1.8 Components and types of routine aviation forecasts
Because of differing requirements for detail and accuracy, aviation forecasts are separated into forecasts of aerodrome conditions and forecasts of enroute conditions. Each of these forecasts may be issued in one or more of the forms detailed in 1.7.
1.8.1 Aerodrome forecasts
These are normally issued for periods of 12, 24 or 30 hours at regular intervals (normally every six hours). These forecasts are issued for specified aerodromes in alphanumeric code (TAF).
1.8.2 Forecasts of enroute weather
Forecasts of enroute weather shall be issued, as described:
- Graphic Area Forecasts (GFA): For aircraft operating over short or medium ranges (less than 1,000 nautical miles) and at altitudes below 24,000 feet, area forecasts are issued at regular intervals (normally every six hours). Detailed specifications of GFA are given in Chapter 4.
- Significant weather forecasts: For planning operations of aircraft over longer ranges and at altitudes between 700 hPa and 400 hPa (10,000 feet to 24,000 feet), routine forecasts of weather of significance to such operations are produced in chart form as described in Chapter 7.

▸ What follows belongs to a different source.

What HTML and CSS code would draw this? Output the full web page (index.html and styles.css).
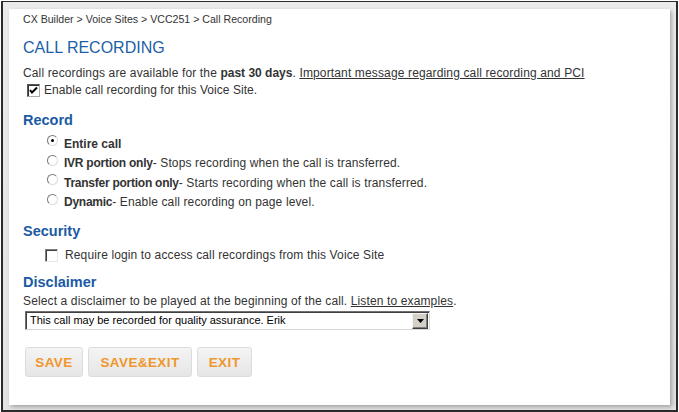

- SIGMET: Information message to advise pilots of the occurrence or expected occurrence of specified weather phenomena, which may affect the safety of aircraft operations, and the development of those phenomena in time and space. Details of specifications of SIGMET are given in Chapter 5.
- AIRMET: Information message to advise pilots of the occurrence or expected occurrence of specified weather phenomena which may affect the safety of aircraft operations, which were not already included in the GFA, and the development of those phenomena in time and space. Details of specifications of AIRMET are given in Chapter 6.
- Upper Winds and Temperatures (FB): Forecasts in digital of wind and temperatures aloft are produced at six-hour intervals in numerical form for levels below 24,000 feet. Details of FB specifications are provided in Chapter 3.